As for the bottom two’s performance, Ru makes them emote their hearts out to last year’s hottest song, Kate Bush’s “Running Up That Hill (A Deal with God).” Neither queen delivers the goods, I’m sad to say, choosing to play it straight when a looser style might have saved their asses. Not that a ‘park and bark’ approach to this number is necessarily wrong. We needn’t have gymnastics to nail the gender-bending anthem, but you certainly must be a better interpreter, a better actress even, than Loosey or Salina was at that moment. I can’t stop thinking about what Sasha Velour might have done here, or even this season’s resident Sasha. In summation, this was a waste of Kate Bush and the only real sour note in an otherwise smashing episode.
Anyway, I’ll miss Salina. Farewell, queen of titties.

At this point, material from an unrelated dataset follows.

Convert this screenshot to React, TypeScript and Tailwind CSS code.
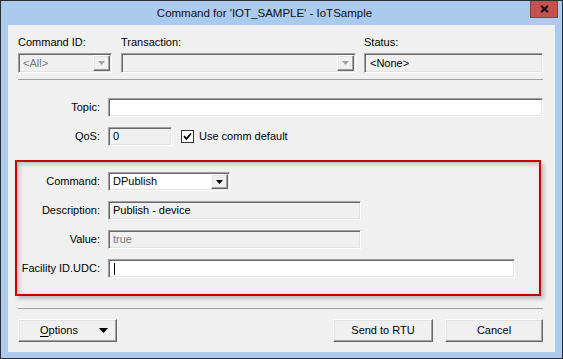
import React from "react";

const sunken =
  "border border-t-[#a0a0a0] border-l-[#a0a0a0] border-b-white border-r-white shadow-[inset_1px_1px_0_#696969,inset_-1px_-1px_0_#e3e3e3]";
const raised =
  "border border-t-white border-l-white border-b-[#696969] border-r-[#696969] shadow-[inset_-1px_-1px_0_#a0a0a0,inset_1px_1px_0_#e3e3e3] bg-[#f0f0f0]";

function Arrow({ color = "#000" }: { color?: string }) {
  return (
    <svg width="7" height="4" viewBox="0 0 7 4">
      <path d="M0 0H7L3.5 4Z" fill={color} />
    </svg>
  );
}

function ComboButton({ disabled = false }: { disabled?: boolean }) {
  return (
    <div className={`w-[17px] h-full flex items-center justify-center ${raised}`}>
      <Arrow color={disabled ? "#a0a0a0" : "#000"} />
    </div>
  );
}

function Label({ children, w }: { children: React.ReactNode; w: string }) {
  return <div className={`${w} text-right leading-[13px] shrink-0`}>{children}</div>;
}

export default function App() {
  return (
    <div className="w-[563px] h-[359px] bg-[#aacbee] border border-[#2d2d2d] flex flex-col font-['Liberation_Sans',Arial,sans-serif] text-[11px] text-black overflow-hidden">
      {/* title bar */}
      <div className="relative h-[24px] shrink-0 flex items-center justify-center pr-[34px]">
        <span className="text-[11.5px] text-[#111] leading-[14px] pb-[1px]">
          Command for 'IOT_SAMPLE' - IoTSample
        </span>
        <div className="absolute right-[4px] top-[-1px] w-[28px] h-[18px] bg-[#c75050] border border-t-0 border-[#8a3f3c] flex items-center justify-center">
          <svg width="9" height="8" viewBox="0 0 9 8">
            <path d="M1 0.8L8 7.2M8 0.8L1 7.2" stroke="#111" strokeWidth="2.2" />
          </svg>
        </div>
      </div>

      {/* client area */}
      <div className="mx-[7px] h-[327px] shrink-0 bg-[#f0f0f0] flex flex-col pl-[10px] pr-[12px] pt-[11px]">
        {/* top row */}
        <div className="flex">
          <div className="w-[94px] shrink-0">
            <div className="h-[13px] leading-[13px]">Command ID:</div>
            <div className={`mt-[4px] h-[20px] flex items-stretch ${sunken} p-[1px]`}>
              <div className="flex-1 pl-[3px] flex items-center text-[#7a7a7a]">&lt;All&gt;</div>
              <ComboButton disabled />
            </div>
          </div>
          <div className="w-[235px] ml-[9px] shrink-0">
            <div className="h-[13px] leading-[13px]">Transaction:</div>
            <div className={`mt-[4px] h-[20px] flex items-stretch ${sunken} p-[1px]`}>
              <div className="flex-1" />
              <ComboButton disabled />
            </div>
          </div>
          <div className="w-[179px] ml-[8px] shrink-0">
            <div className="h-[13px] leading-[13px]">Status:</div>
            <div className={`mt-[4px] h-[20px] flex items-center pl-[5px] ${sunken}`}>&lt;None&gt;</div>
          </div>
        </div>

        <div className="mt-[6px] h-px bg-[#a0a0a0] shrink-0" />

        {/* topic */}
        <div className="mt-[18px] h-[19px] flex items-center shrink-0">
          <Label w="w-[82px]">Topic:</Label>
          <div className={`ml-[8px] w-[435px] h-[19px] bg-white ${sunken}`} />
        </div>

        {/* qos */}
        <div className="mt-[10px] h-[19px] flex items-center shrink-0">
          <Label w="w-[82px]">QoS:</Label>
          <div className={`ml-[8px] w-[64px] h-[19px] flex items-center pl-[4px] ${sunken}`}>0</div>
          <div className="ml-[9px] w-[13px] h-[13px] bg-white border border-[#333] flex items-center justify-center">
            <svg width="9" height="9" viewBox="0 0 9 9">
              <path d="M1 4.2L3.4 6.8L8 1.5" stroke="#000" strokeWidth="1.8" fill="none" />
            </svg>
          </div>
          <span className="ml-[5px] leading-[13px]">Use comm default</span>
        </div>

        {/* highlighted group */}
        <div className="mt-[14px] ml-[-3px] w-[526px] h-[136px] shrink-0 border-2 border-[#c80000] shadow-[inset_2px_2px_5px_rgba(0,0,0,0.22),3px_3px_4px_rgba(0,0,0,0.22)] pt-[10px] flex flex-col gap-[10px]">
          <div className="h-[19px] flex items-center">
            <Label w="w-[83px]">Command:</Label>
            <div className={`ml-[8px] w-[122px] h-[19px] bg-white flex items-stretch p-[1px] ${sunken}`}>
              <div className="flex-1 pl-[3px] flex items-center">DPublish</div>
              <ComboButton />
            </div>
          </div>
          <div className="h-[19px] flex items-center">
            <Label w="w-[83px]">Description:</Label>
            <div className={`ml-[8px] w-[253px] h-[19px] flex items-center pl-[4px] ${sunken}`}>Publish - device</div>
          </div>
          <div className="h-[19px] flex items-center">
            <Label w="w-[83px]">Value:</Label>
            <div className={`ml-[8px] w-[253px] h-[19px] flex items-center pl-[4px] text-[#7a7a7a] ${sunken}`}>true</div>
          </div>
          <div className="h-[19px] flex items-center">
            <Label w="w-[83px]">Facility ID.UDC:</Label>
            <div className={`ml-[8px] w-[407px] h-[19px] bg-white flex items-center pl-[5px] ${sunken}`}>
              <div className="w-px h-[12px] bg-black" />
            </div>
          </div>
        </div>

        <div className="mt-[12px] h-px bg-[#a0a0a0] shrink-0" />

        {/* buttons */}
        <div className="mt-[10px] h-[23px] flex shrink-0">
          <div className={`w-[99px] h-[23px] flex items-center pl-[21px] pr-[8px] ${raised}`}>
            <span>
              <span className="underline underline-offset-[2px]">O</span>ptions
            </span>
            <span className="ml-auto">
              <svg width="9" height="5" viewBox="0 0 9 5">
                <path d="M0 0H9L4.5 5Z" fill="#000" />
              </svg>
            </span>
          </div>
          <div className="flex-1" />
          <div className={`w-[100px] h-[23px] flex items-center justify-center ${raised}`}>Send to RTU</div>
          <div className={`ml-[12px] w-[98px] h-[23px] flex items-center justify-center ${raised}`}>Cancel</div>
        </div>
      </div>
    </div>
  );
}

NICK: I would have even settled for something more erotic, or more excited, or more in keeping with the song’s spirited beat. I don’t like how heavily they play it, as if the song’s intensity wards off having fun with it. I can’t say Loosey really “won”, but whatever Salina was trying to do by taking off her gloves near the end of the number did not translate narratively for one second, so I guess Loosey did better by default. Still, I feel bad for Salina, who can’t hide how bitter her exit feels. No challenge wins, no money, four lip syncs for her life, and two girls telling her it’s her time to go. It’s a rough track record, but it’s also a tenure filled with plenty of high points among a talented cast. I stopped predicting Salina for the finale a while ago, but she clawed her way to the top six and deserved to make it this far.
We’ve arrived at the fabulous five, a makeover challenge on unsuspecting teachers. Three queens have yet to lip sync for their lives. One is maybe headed for a breakdown. God, I hope it’s a good episode.